Assisti, sentada na segunda fila da platéia, à palestra de um homem que sorri com o olhar. Não é à toa que ele prega a paz. Chama-se William Ury e, na verdade, ele negocia a paz.
Ury ensina a negociar, e a receita de bolo que pode ser seguida por qualquer um é, basicamente, focar nos interesses comuns (sempre os há) e não nas divergências.
Existem técnicas para se fazer isso mas, mesmo sem conhecê-las, pelo simples fato de nos dispormos a ouvir o que o outro tem a dizer, as chances de entendimento crescem a cada conversa – duplicam, quadruplicam, aumentam em progressão geométrica.
Como fazer isso?
A resposta simplificada é: interromper a discussão e dar um passo atrás de forma a “sair” do problema e olhá-lo sob outra perspectiva. Respirar. Contar até três, e respirar novamente. Só então retomar o diálogo.
De fato, nossos discursos mais eloquentes são aqueles pronunciados num momento de raiva. São também aqueles dos quais mais nos arrependemos depois. Com raiva perdemos o objetivo da discussão porque, na ânsia de provarmos nosso ponto de vista, mudamos o foco, que passa da questão em si para o nosso oponente.
A receita pode ser aplicada em conflitos que ocorrem nas famílias, em escolas, empresas, comunidades, governos. Ury trabalha conflitos mundiais e já negociou com líderes de países tais como Chechênia, Iugoslávia, Colômbia e Venezuela.
Um dos seus desafios é promover a paz nos países do Oriente Médio, e foi sobre esse assunto a palestra que assisti. Impossível, pensei. Não há nada em comum, muito menos interesses, nos países daquele canto do mundo que se esfolam em disputas milenares. Mas Ury teve uma ideia que ele considera um primeiro passo – literalmente um primeiro passo, pois trata-se de uma caminhada. Se é impossível pensar em soluções políticas para a região, quem sabe buscar na história o que há de comum entre os povos?

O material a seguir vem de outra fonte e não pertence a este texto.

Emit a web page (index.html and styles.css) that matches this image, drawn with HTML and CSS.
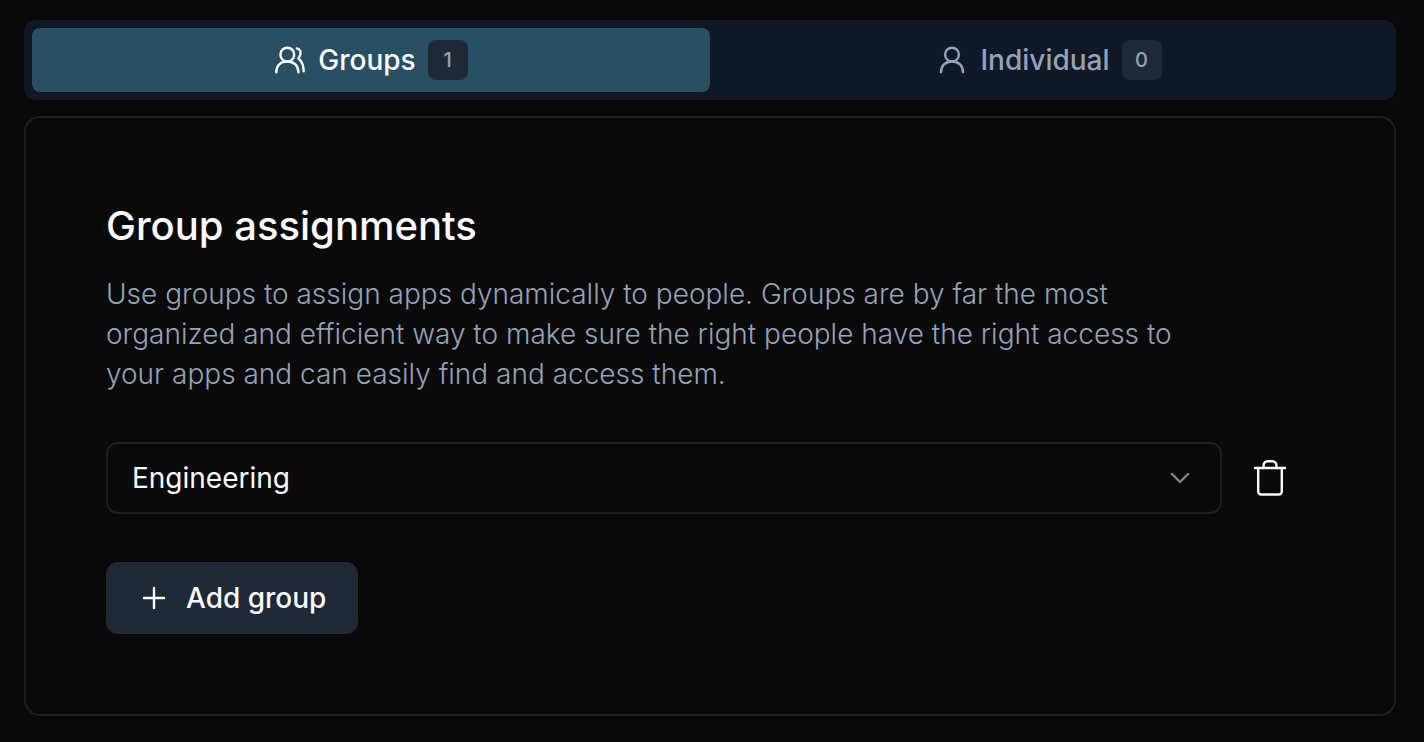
FILE: index.html
```html
<!DOCTYPE html>
<html lang="en">
<head>
    <meta charset="UTF-8">
    <meta name="viewport" content="width=device-width, initial-scale=1.0">
    <title>Assignments</title>
    <link rel="stylesheet" href="styles.css">
</head>
<body>
    <div class="tabs" role="tablist">
        <button class="tab active" type="button" role="tab" aria-selected="true" aria-controls="groupsPanel" id="groupsTab">
            <svg class="icon" viewBox="0 0 32 32" aria-hidden="true">
                <circle cx="13.3" cy="10.6" r="6.9"/>
                <path d="M2.3 28.2C2.3 21.6 6.6 17.5 13.3 17.5S24.4 21.6 24.4 28.2"/>
                <path d="M22.9 4.4C25.4 5.2 26.8 7.3 26.5 9.6C26.3 11.6 25.4 13 24.3 14.4C27.8 17 29.6 21.6 29.7 27.2"/>
            </svg>
            Groups
            <span class="badge">1</span>
        </button>
        <button class="tab" type="button" role="tab" aria-selected="false">
            <svg class="icon" viewBox="0 0 32 32" aria-hidden="true">
                <circle cx="16" cy="10.6" r="6.9"/>
                <path d="M5 28.2C5 21.6 9.4 17.5 16 17.5S27 21.6 27 28.2"/>
            </svg>
            Individual
            <span class="badge">0</span>
        </button>
    </div>

    <section class="card" id="groupsPanel" role="tabpanel" aria-labelledby="groupsTab">
        <h1>Group assignments</h1>
        <p>Use groups to assign apps dynamically to people. Groups are by far the most organized and efficient way to make sure the right people have the right access to your apps and can easily find and access them.</p>

        <div class="group-row">
            <div class="select-wrap">
                <select aria-label="Group">
                    <option>Engineering</option>
                </select>
                <svg class="chevron" viewBox="0 0 32 32" aria-hidden="true">
                    <path d="M8 12L16 20L24 12"/>
                </svg>
            </div>
            <button class="delete-btn" type="button" aria-label="Remove group">
                <svg viewBox="0 0 40 40" aria-hidden="true">
                    <path d="M5 10H35"/>
                    <path d="M8.200 10V33.500A3 3 0 0 0 11.200 36.500H28.800A3 3 0 0 0 31.800 33.500V10"/>
                    <path d="M13.600 10V7.200A4 4 0 0 1 17.600 3.200H22.400A4 4 0 0 1 26.400 7.200V10"/>
                </svg>
            </button>
        </div>

        <button class="add-btn" type="button">
            <svg class="icon" viewBox="0 0 32 32" aria-hidden="true">
                <path d="M16 6V26M6 16H26"/>
            </svg>
            Add group
        </button>
    </section>
</body>
</html>
```
FILE: styles.css
```css
* {
    box-sizing: border-box;
}
body {
    margin: 0;
    padding: 20px 28px 24px 24px;
    background-color: #0a0a0a;
    color: #fafafa;
    font-family: Inter, sans-serif;
    font-size: 28px;
    line-height: 40px;
}
button, select {
    font: inherit;
    color: inherit;
    border: none;
    cursor: pointer;
}
svg {
    display: block;
    flex-shrink: 0;
    fill: none;
    stroke: currentColor;
    stroke-width: 2.4;
    stroke-linecap: round;
    stroke-linejoin: round;
}
.icon {
    width: 32px;
    height: 32px;
}
.tabs {
    display: grid;
    grid-template-columns: 1fr 1fr;
    padding: 8px;
    margin-bottom: 16px;
    background-color: #111827;
    border-radius: 12px;
}
.tab {
    display: flex;
    align-items: center;
    justify-content: center;
    gap: 12px;
    padding: 12px 24px;
    background: none;
    border-radius: 8px;
    color: #94a3b8;
    font-weight: 500;
}
.tab.active {
    background-color: #294f63;
    color: #fafafa;
}
.badge {
    width: 40px;
    height: 40px;
    border-radius: 8px;
    background-color: #1f2937;
    color: #94a3b8;
    font-size: 20px;
    text-align: center;
}
.card {
    padding: 80px;
    border: 2px solid #1f1f23;
    border-radius: 16px;
}
h1 {
    margin: 0 0 20px;
    font-size: 40px;
    font-weight: 500;
    line-height: 56px;
}
p {
    max-width: 1116px;
    margin: 0 0 48px;
    color: #94a3b8;
    font-weight: 300;
}
.group-row {
    display: flex;
    align-items: center;
    gap: 4px;
    margin-bottom: 48px;
}
.select-wrap {
    position: relative;
    flex: 1;
}
select {
    display: block;
    width: 100%;
    height: 72px;
    padding: 0 72px 0 24px;
    appearance: none;
    background-color: #0a0a0a;
    border: 2px solid #1f1f23;
    border-radius: 12px;
}
.chevron {
    position: absolute;
    top: 20px;
    right: 26px;
    width: 32px;
    height: 32px;
    color: #858585;
    pointer-events: none;
}
.delete-btn {
    padding: 16px 24px;
    background: none;
}
.delete-btn svg {
    width: 40px;
    height: 40px;
}
.add-btn {
    display: flex;
    align-items: center;
    gap: 16px;
    padding: 16px 32px;
    background-color: #1f2937;
    border-radius: 12px;
    font-weight: 500;
}
```
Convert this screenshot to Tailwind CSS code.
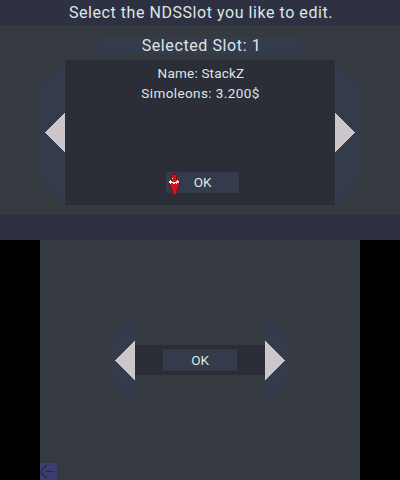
<!DOCTYPE html>
<html lang="en">
<head>
<meta charset="utf-8">
<title>NDS Slot Select</title>
<script src="https://cdn.jsdelivr.net/npm/@tailwindcss/browser@4"></script>
</head>
<body class="w-[400px] h-[480px] overflow-hidden bg-black text-[#dce6e6] font-['Roboto','Noto_Sans',sans-serif] whitespace-nowrap">
<!-- Top screen -->
<section class="flex flex-col h-[240px] bg-[#353940]">
  <header class="h-[25px] flex shrink-0 justify-center bg-[#2e3142] text-[16px] leading-[26px] tracking-[0.55px] pl-[2px]"><span>Select the NDSSlot you like to edit.</span></header>
  <div class="mt-3 h-[17px] w-[206px] shrink-0 self-center flex justify-center bg-[#343b4a] text-[16px] leading-[18px] tracking-[0.6px] pl-[3px]"><span>Selected Slot: 1</span></div>
  <div class="mt-[6px] flex justify-center">
    <svg class="block w-[25px] h-[145px]" viewBox="0 0 25 145"><path d="M25 0L0 25V121L25 145Z" fill="#343b4b"/><path d="M25 53L5 72.5L25 92Z" fill="#cdc6cb" shape-rendering="crispEdges"/></svg>
    <div class="w-[270px] h-[145px] bg-[#2b2e36] flex flex-col items-center text-[13.5px] leading-[20px] tracking-[0.4px] pt-[3px]">
      <p class="pl-[2px] tracking-[0.2px]">Name: StackZ</p>
      <p class="pl-px">Simoleons: 3.200$</p>
      <div class="relative mt-[69px] ml-[5px] w-[73px] h-[21px] bg-[#343b4a] text-center text-[13.5px] leading-[21px] tracking-[-0.2px]">OK
        <svg class="absolute left-[2px] top-[2px] w-[12px] h-[22px]" viewBox="0 0 12 22" shape-rendering="crispEdges"><path d="M3 1h1V0h4v1h1v5h2v1h1v4h-1v3h-1v3H9v3H8v2H5v-2H4v-3H3v-3H2v-3H1V7h1V5h1Z" fill="#740c15"/><path d="M4 1h4v5h3v5h-1v3H9v3H8v3H5v-3H4v-3H3v-3H2V7h2Z" fill="#cf1420"/><path d="M4 4h1v1H4zM1 7h1V6h1v1h1v1h4V7h1V6h1v1h1v2H9v1H8V9H7v1H5V9H3v1H2V9H1z" fill="#f3e9e9"/></svg>
      </div>
    </div>
    <svg class="block w-[25px] h-[145px]" viewBox="0 0 25 145"><path d="M0 0L25 25V121L0 145Z" fill="#343b4b"/><path d="M0 53L20 72.5L0 92Z" fill="#cdc6cb" shape-rendering="crispEdges"/></svg>
  </div>
  <footer class="mt-auto h-[25px] bg-[#2e3142]"></footer>
</section>
<!-- Bottom screen -->
<section class="mx-auto w-[320px] h-[240px] bg-[#353940] flex flex-col">
  <div class="mt-[75px] flex justify-center items-center">
    <svg class="block w-[25px] h-[90px]" viewBox="0 0 25 90"><path d="M25 0L0 25V65L25 90Z" fill="#343b4b"/><path d="M25 26L5 45.5L25 65Z" fill="#cdc6cb" shape-rendering="crispEdges"/></svg>
    <div class="w-[130px] h-[30px] bg-[#2b2e36] flex justify-center items-center"><div class="w-[74px] h-[22px] bg-[#343b4a] text-center text-[13.5px] leading-[22px] tracking-[-0.2px]">OK</div></div>
    <svg class="block w-[25px] h-[90px]" viewBox="0 0 25 90"><path d="M0 0L25 25V65L0 90Z" fill="#343b4b"/><path d="M0 26L20 45.5L0 65Z" fill="#cdc6cb" shape-rendering="crispEdges"/></svg>
  </div>
  <svg class="mt-auto block w-[17px] h-[17px] bg-[#3c3e70]" viewBox="0 0 17 17" fill="none" stroke="#2b2b38" shape-rendering="crispEdges"><path d="M7 1.5L1.5 7V10L7 15.5M5 8.5H14"/></svg>
</section>
</body>
</html>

Cristãos, muçulmanos, judeus – religiosos ou não – todos têm o sentimento de fazer parte de uma história que começou há quatro mil anos atrás quando Abraão, com sua família, iniciou uma jornada de pregação. Sua mensagem era a união, e seus valores, a família, o respeito, a aceitação e a acolhida a todos, inclusive estranhos. De fato, a hospitalidade e acolhida fazem parte da cultura dos países do Oriente Médio, quaisquer que sejam eles – algo diferente da nossa realidade ocidental.
Para provar sua tese de que é possível a união em torno da história que têm em comum, mesmo contra os conselhos dos que apontavam as dificuldades da empreitada, Ury reuniu vinte e cinco pessoas de dez países diferentes para, juntos, refazerem os passos de Abraão, caminhando por áreas de conflito e cruzando fronteiras de países mergulhados em eternas disputas.
Começaram por Urfa, no sul da Turquia, cidade berço de Abraão, e de lá seguiram em ônibus até Harran, onde o patriarca iniciou sua jornada. Cruzaram a pé a fronteira da Síria até Aleppo, Damasco, Jordânia, Jerusalém, Belém, terminando em Hebron, no local onde ele está enterrado. Por onde passaram, os membros do grupo foram acolhidos com a hospitalidade típica da região, “em nome de Abraão”, que por lá não se trata apenas de uma figura bíblica, mas de uma presença viva na forma de agir do povo. Sim, é algo estranho à nossa compreensão.
Desde então, nos últimos anos, Ury tem divulgado esse feito nos quatro cantos do mundo, e milhares de pessoas passaram a seguir seus passos, ou melhor, os de Abraão. A rota passou a ser mencionada por pacifistas, chegou às redes sociais e às revistas de turismo. Agências especializadas passaram a oferecer “o caminho de Abraão” e a prover logística para turistas mais tradicionais.
O resultado da idéia já se faz sentir na economia local mudando a vida de centenas de pequenas comunidades. Mas é na autoestima aumentada pelo orgulho de receber turistas em lugares nunca antes visitados que a grande mudança acontece, e o resultado final são jovens, crianças, homens e mulheres, milhares deles, caminhando e conectando mundos até então estanques.
Além do simbolismo histórico, Ury aponta um outro simbolismo: caminhando numa mesma direção não se briga. Para brigar, você tem que estar de frente, encarando seu oponente. Caminhar ombro a ombro propicia o diálogo, e pelo diálogo são resolvidos os conflitos.
Essa é a proposta deste homem entusiasmado no seu discurso de paz. Mudar o jogo de “hostilidade” para “hospitalidade”. De “terrorismo” para “turismo”.
Soa utópico, mas feitos históricos iniciaram-se com um primeiro passo. Abraão que o diga.